◆ WHAT YOU ARE ASKED TO DO
Transcribe every line exactly. Leave the pictures behind.

◆ DATASET EXCERPT
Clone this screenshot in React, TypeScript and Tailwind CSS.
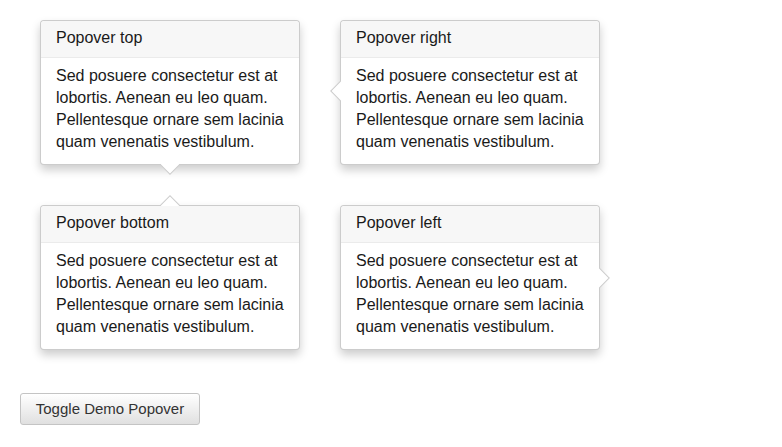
import React from 'react'

const body = 'Sed posuere consectetur est at lobortis. Aenean eu leo quam. Pellentesque ornare sem lacinia quam venenatis vestibulum.'

type Side = 'top' | 'right' | 'bottom' | 'left'

function Arrow({ side }: { side: Side }) {
  // rotated square sitting on the popover edge
  const base = 'absolute w-[14px] h-[14px] bg-white rotate-45 border-[rgba(0,0,0,0.2)]'
  if (side === 'top')
    return <div className={`${base} left-1/2 -ml-[7px] -bottom-[8px] border-r border-b`} />
  if (side === 'bottom')
    return <div className={`${base} left-1/2 -ml-[7px] -top-[8px] border-l border-t bg-[#f7f7f7]`} />
  if (side === 'right')
    return <div className={`${base} top-1/2 -mt-[9px] -left-[8px] border-l border-b`} />
  return <div className={`${base} top-1/2 -mt-[7px] -right-[8px] border-r border-t`} />
}

function Popover({ title, side }: { title: string; side: Side }) {
  return (
    <div className="relative w-[260px] bg-white border border-[rgba(0,0,0,0.2)] rounded-[4px] shadow-[0_5px_10px_rgba(0,0,0,0.2)]">
      <Arrow side={side} />
      <div className="relative rounded-t-[4px] bg-[#f7f7f7] border-b border-[#ebebeb] px-[15px] pt-[7px] pb-[9px] text-[16px] leading-[20px] text-[#1a1a1a]">
        {title}
      </div>
      <div className="relative px-[15px] pt-[7px] pb-[11px] text-[16px] leading-[22px] text-[#1a1a1a]">{body}</div>
    </div>
  )
}

export default function App() {
  return (
    <div className="min-h-[447px] bg-white pt-[20px] pl-[20px]" style={{ fontFamily: '"Liberation Sans", Arial, sans-serif' }}>
      <div className="ml-[20px] grid grid-cols-[260px_260px] gap-x-[40px] gap-y-[40px]">
        <Popover title="Popover top" side="top" />
        <Popover title="Popover right" side="right" />
        <Popover title="Popover bottom" side="bottom" />
        <Popover title="Popover left" side="left" />
      </div>
      <button className="mt-[43px] w-[180px] h-[32px] rounded-[3px] border border-[#c4c4c4] bg-gradient-to-b from-white to-[#e0e0e0] text-[15px] text-[#333] shadow-[inset_0_1px_0_rgba(255,255,255,0.15)]">
        Toggle Demo Popover
      </button>
    </div>
  )
}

◆ EXERCISE RESPONSE
Clone this screenshot in React, TypeScript and Tailwind CSS.
import React from 'react'

const body = 'Sed posuere consectetur est at lobortis. Aenean eu leo quam. Pellentesque ornare sem lacinia quam venenatis vestibulum.'

type Side = 'top' | 'right' | 'bottom' | 'left'

function Arrow({ side }: { side: Side }) {
  // rotated square sitting on the popover edge
  const base = 'absolute w-[14px] h-[14px] bg-white rotate-45 border-[rgba(0,0,0,0.2)]'
  if (side === 'top')
    return <div className={`${base} left-1/2 -ml-[7px] -bottom-[8px] border-r border-b`} />
  if (side === 'bottom')
    return <div className={`${base} left-1/2 -ml-[7px] -top-[8px] border-l border-t bg-[#f7f7f7]`} />
  if (side === 'right')
    return <div className={`${base} top-1/2 -mt-[9px] -left-[8px] border-l border-b`} />
  return <div className={`${base} top-1/2 -mt-[7px] -right-[8px] border-r border-t`} />
}

function Popover({ title, side }: { title: string; side: Side }) {
  return (
    <div className="relative w-[260px] bg-white border border-[rgba(0,0,0,0.2)] rounded-[4px] shadow-[0_5px_10px_rgba(0,0,0,0.2)]">
      <Arrow side={side} />
      <div className="relative rounded-t-[4px] bg-[#f7f7f7] border-b border-[#ebebeb] px-[15px] pt-[7px] pb-[9px] text-[16px] leading-[20px] text-[#1a1a1a]">
        {title}
      </div>
      <div className="relative px-[15px] pt-[7px] pb-[11px] text-[16px] leading-[22px] text-[#1a1a1a]">{body}</div>
    </div>
  )
}

export default function App() {
  return (
    <div className="min-h-[447px] bg-white pt-[20px] pl-[20px]" style={{ fontFamily: '"Liberation Sans", Arial, sans-serif' }}>
      <div className="ml-[20px] grid grid-cols-[260px_260px] gap-x-[40px] gap-y-[40px]">
        <Popover title="Popover top" side="top" />
        <Popover title="Popover right" side="right" />
        <Popover title="Popover bottom" side="bottom" />
        <Popover title="Popover left" side="left" />
      </div>
      <button className="mt-[43px] w-[180px] h-[32px] rounded-[3px] border border-[#c4c4c4] bg-gradient-to-b from-white to-[#e0e0e0] text-[15px] text-[#333] shadow-[inset_0_1px_0_rgba(255,255,255,0.15)]">
        Toggle Demo Popover
      </button>
    </div>
  )
}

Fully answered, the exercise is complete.